The third-ranked Greyhounds defeated top-seeded East Stroudsburg 11-9 in last Sunday’s (May 22) final at Harlen C. Hunter Stadium in St. Charles, Mo.

The team is coached by former PoCo Saint James Delaney and features four Riverside Secondary grads on its roster, including junior Quinn Malcolm, who was named to the championship’s all-tournament team.

The other locals are freshman Rachel Lambert, junior Christina Sato and redshirt sophomore Amy Vegh.

Delaney said the talent pipeline back to his hometown has proved a perfect fit for the style of lacrosse the Greyhounds like to play.

“We play a unique style that encompasses the women’s game, the men’s game and the box game all into one,” he told the Tri-City News.

“Our players from British Columbia have all fit in perfectly since they stepped on campus.”

Of course, Delaney’s own lacrosse trajectory from the concrete floor at the old PoCo Rec Centre where he played box lacrosse as a youth, to playing the field game at St. Thomas More Collegiate in Burnaby and then on to NCAA lacrosse at Seton Hill University in Ohio, where he was the highest scoring midfielder in the school’s history, makes him uniquely qualified to transform box players to top performers on the field.

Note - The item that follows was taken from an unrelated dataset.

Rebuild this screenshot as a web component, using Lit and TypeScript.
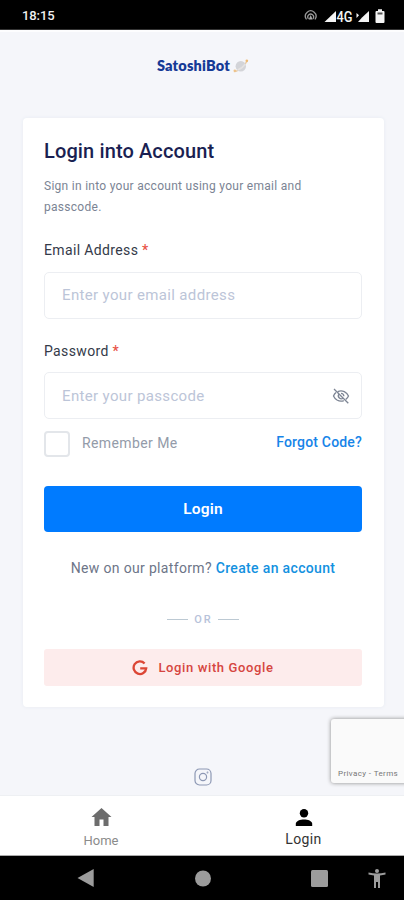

“I think the box lacrosse game teaches so many amazing techniques, thoughts and skills to being a complete lacrosse player,” Delaney said.

“A lot of my teachings we have here come from the box lacrosse game and are instilled in my players daily.”

A case in point is Malcolm.

In 2017, she helped Team B.C. win the under-16 championship at the Canadian Lacrosse Association female box lacrosse nationals in Halifax, N.S.

As an attacker on the big field at UIndy, she scored 49 goals in 23 games this past season – third best on the team.

Sato contributed 17 goals and 14 assists, while Vegh scored five times.

Delaney said winning only the third NCAA championship for Greyhounds’ teams affirms the wisdom of his approach to lacrosse.

In fact, it’s a title that’s been building for some time.

Since becoming the team’s head coach in 2018, after a year as the Greyhounds’ offensive co-ordinator, Delany led UIndy to a berth in the NCAA championship tournament in his first season, as well as the NCAA midwest regionals in 2019, when he was also named the Great Lakes Intercollegiate Athletics Conference’s (GLIAC) coach of the year.

But, he said, winning a national title is a special feeling.

“The feeling of finally being able to call ourselves National Champions is something that cannot be described or replicated,” Delaney said.

“As the season went along, this group developed a mindset that they would not be denied and came out every day hungrier than the last.”

And that hunger will continue to be fed by local players from the stomping grounds of his youth. Already recruited for next year are Sage Da Silva and Malaena Michielin from Coquitlam.

“As we continue to grow, we continue to go back to our British Columbia pipeline,” Delaney said.

“I think it is just so special to have players that I have strong connections to because of where we grew up.”